4) Open skills are skills regulated by changes in the environment.  An example of this skill would be fielding a ground ball in baseball.  As a fielder you never have the same ground ball hit to you, everyone comes at you at a different angle and even take strange hops.  A closed skill would be a skill where the environment remains constant.  An example of this skill is shooting penalty kicks in soccer, the distance is constant as well as the goal.  A discrete skills are preformed with complete starts and stops.  An example of this would be pitching mechanics, they have a direct start and stop.  A serial skills are skills that are put into series.  An example of this is hitting a baseball then running to first base.  You combine hitting and running as one skill.  Each skill should be taught in a way that makes sense.  It does not any sense to teach serial skills before closed skills if the student does not know how to hit, run, or any other complex skill that is takes multiple skills to learn.  I feel that everyone can teach these skills in their own distinct styles as long as they make sense to teach them in order.  As a coach it would be much easier to teach these skills because to move on to the more complex skills for that sport they have to master the fundamentals.

Friday, September 16, 2011

Chapter 1-3

Assessing the skill development the fundamental skills as students progress in age is extremely important.  Students need to progress to be able to achieve everyday tasks such as walking, writing, running, and many more activities.  Having students achieve a performance benchmark should be your main goal as a teacher.  According to Gallahue and Donnelly, A performance benchmark is a behavior that indicates progress toward a performance goal (5).  A performance benchmark for example could be throwing a football with a correct spiral eight times out of ten attempts.  Underneath performance benchmark is performance standard as well as content standard.  These are what the student should be able to do as well as the expected level of achievement (5).
Motor skills need to develop in sequences.  Its is very unlikely that an eighteen month old baby is going to go out, run and win the Boston Marathon.  They need to go through several developmental stages in order to mature as a physically active being.  For instance before you can run you have to be able to walk, and before you can walk to have to be able to stand.  As one develops their motor skills with walking they learn to walk sideways, up a set of stairs, down a set of stairs, then on to a hurried walk (38-39).  Eventually their running and walking capabilities develop into the mature stage.  Once the mature stage has been reached they will continue to develop into better runners and learn about the different techniques as the mature.
Assessing the developmental skills a very important.  One reason is because as a teacher you want all of your students to be the most physically fit they can be.  It is extremely important to asses with the NYS and NASPE standards.  These standards specify that all students are able to perform basic motor skills, they are able to value physical activity, have resources available for them, and preform physical education safely.  Being able to move fundamentally is an important aspect to physical education.  Before advancing to more difficult tasks students have to be able to master the basics, and lower level skills.  By being able to asses these things, you as a teacher assist the slower developers in becoming fundamentally sound, and also seeing when a student demonstrates each concept wholly they allow them to move on in their development.    

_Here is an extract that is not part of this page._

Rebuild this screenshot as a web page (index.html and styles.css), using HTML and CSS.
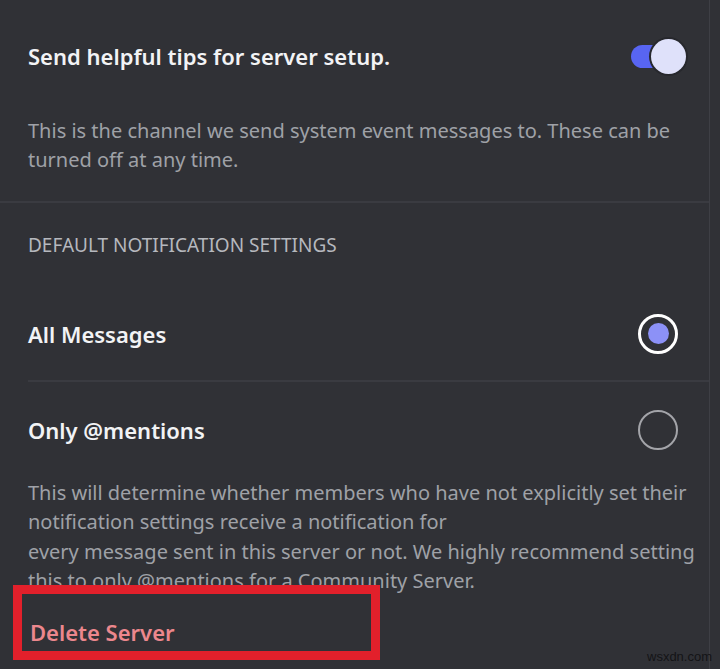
FILE: index.html
```html
<!DOCTYPE html>
<html lang="en">
<head>
<meta charset="utf-8">
<title>Server Settings</title>
<link rel="stylesheet" href="styles.css">
</head>
<body>
<div class="screen">
  <main class="panel">
    <div class="toggle-row">
      <span class="row-title">Send helpful tips for server setup.</span>
      <span class="toggle">
        <span class="toggle-track"></span>
        <span class="toggle-knob"></span>
      </span>
    </div>
    <p class="desc">This is the channel we send system event messages to. These can be<br>turned off at any time.</p>
    <div class="divider"></div>
    <h2 class="section-title">DEFAULT NOTIFICATION SETTINGS</h2>
    <div class="option option-first">
      <span class="row-title">All Messages</span>
      <span class="radio radio-on"><span class="radio-dot"></span></span>
    </div>
    <div class="divider divider-inset"></div>
    <div class="option option-second">
      <span class="row-title">Only @mentions</span>
      <span class="radio radio-off"></span>
    </div>
    <p class="desc desc-notify">This will determine whether members who have not explicitly set their<br>notification settings receive a notification for<br>every message sent in this server or not. We highly recommend setting<br>this to only @mentions for a Community Server.</p>
    <div class="danger">Delete Server</div>
  </main>
  <div class="highlight-box"></div>
  <div class="watermark">wsxdn.com</div>
</div>
</body>
</html>
```
FILE: styles.css
```css
html, body {
  margin: 0;
  padding: 0;
  background: #303136;
}
.screen {
  position: relative;
  width: 720px;
  height: 669px;
  overflow: hidden;
  background: #303136;
  font-family: "Noto Sans", "Open Sans", sans-serif;
}
.panel {
  width: 710px;
  height: 669px;
  box-sizing: border-box;
  border-right: 1px solid #3e3f45;
}
.toggle-row {
  height: 112px;
  padding: 0 23px 0 28px;
  display: flex;
  align-items: center;
  justify-content: space-between;
}
.row-title {
  font-size: 22px;
  font-weight: 600;
  color: #f2f3f5;
  line-height: 30px;
}
.toggle {
  position: relative;
  width: 55px;
  height: 35px;
  flex: none;
}
.toggle-track {
  position: absolute;
  left: 0;
  top: 6px;
  width: 42px;
  height: 23px;
  border-radius: 12px;
  background: #5865f2;
}
.toggle-knob {
  position: absolute;
  right: 0;
  top: 0;
  width: 35px;
  height: 35px;
  border-radius: 50%;
  background: #dfe1fa;
  box-shadow: 0 0 0 2px #27282d;
}
.desc {
  margin: 4px 0 0;
  padding: 0 18px 27px 28px;
  font-size: 20px;
  line-height: 29px;
  color: #9fa1a7;
  white-space: nowrap;
}
.divider {
  height: 2px;
  background: #3a3b41;
}
.divider-inset {
  margin-left: 28px;
}
.section-title {
  margin: 32px 0 0;
  padding: 0 28px 32px;
  font-size: 19px;
  font-weight: 400;
  line-height: 20px;
  color: #b6b8be;
}
.option {
  display: flex;
  align-items: center;
  justify-content: space-between;
  padding: 0 31px 0 28px;
}
.option-first {
  height: 93px;
}
.option-second {
  height: 96px;
}
.radio {
  width: 40px;
  height: 40px;
  box-sizing: border-box;
  border-radius: 50%;
  display: flex;
  align-items: center;
  justify-content: center;
  flex: none;
}
.radio-on {
  border: 3px solid #ffffff;
}
.radio-dot {
  width: 21px;
  height: 21px;
  border-radius: 50%;
  background: #8c91f7;
}
.radio-off {
  border: 2.5px solid #a3a4a9;
}
.desc-notify {
  margin: 0;
  padding: 0 0 0 28px;
  line-height: 29.4px;
}
.danger {
  margin-top: 21px;
  padding: 0 30px;
  font-size: 22px;
  font-weight: 600;
  line-height: 30px;
  color: #ec878d;
}
.highlight-box {
  position: absolute;
  left: 13px;
  top: 585px;
  width: 367px;
  height: 75px;
  box-sizing: border-box;
  border: 9px solid #e2202b;
}
.watermark {
  position: absolute;
  left: 647px;
  top: 649px;
  font-family: "Liberation Sans", Arial, sans-serif;
  font-size: 13px;
  color: #141416;
}
```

Wednesday, September 14, 2011

Thursday, September 8, 2011

relationships between teaching functions and skills

Teaching functions and teaching skills go hand in hand.  Teaching functions allow us as teachers to focus why we are teaching the behavior rather than focusing on the behavior itself.  To preform your teacher function, it all depends on how you feel comfortable teaching it.  Examples of this can be videos demonstrations, and even explanations.  Teaching skills are basically the skills that you are trying to teach through the use of teaching functions.  One teaching function is presenting the task to they students.  One way you as a teacher can go about this is through the use of video and how some other professional teaches the skill.  Another was is through the use of demonstrations.  Being the teacher you can show the students how to properly preform the specified task using your professional knowledge about it.  For example teaching volleyball.  You can show a video how to demonstrate one aspect of the game and you can use your knowledge to teach them another aspect of the game.  Another one is developing the content.  One way this can be done is to have the students work on accomplishing them individually.  Another way is to have them work on completing the tasks in groups and having them participate in mini competitions between the groups.

movement task-- student response

Movement tasks are very important to students in physical education.  The movement task is essentially the heart and soul of physical education because they are the activities that the students must master to be able to move on in the lesson.  For example look at a lesson created for basketball.  First a student must have mastered the ability to run before he/she can move on to the next step of dribbling.  To help the students to become 'masters' in that skill they must practice.  You can have them dribble the ball down the line five times without losing control.  Or another could be shooting free throws.  Since they are an important part of the game of basketball, you could have them practice until the make 5 in a row.  They are the basic motor activities that allows the student to progress forward in the lesson.  Students learn about the rules of the game and how it is played as they progress through accomplishing the movement tasks.  It is also important for the teacher to provide feedback in how that particular student is mastering the specific skill that is being taught that day.  Providing positive feedback is very important for the students because it helps them learn how to preform the tasks correctly and it gives the students a positive moral if the teacher compliments them on how well they are doing.

How teaching is a goal oriented activity

Teaching is a goal oriented activity because you teach your students skills they need at their age.  Teaching early elementary students concepts that you would teach seniors in high school would not be appropriate for their skill set.  As a teacher you want your students to achieve their goals that you set for them for that specific activity and school year.  For example you want your kindergartners to learn the basic motor skills before moving on to much more difficult stuff.  As your students progress in age you want them to progress their skills in physical activity as well.  You set goals for your students to achieve on a yearly basis, if you see one student struggle and not achieve one of the goals you set for your teaching lessons than you might see yourself as not a failure, but someone to think 'what could I have done better'.  Whatever level you teach you always have goals for your students to learn and achieve before they feel comfortable to tackling more difficult adventures.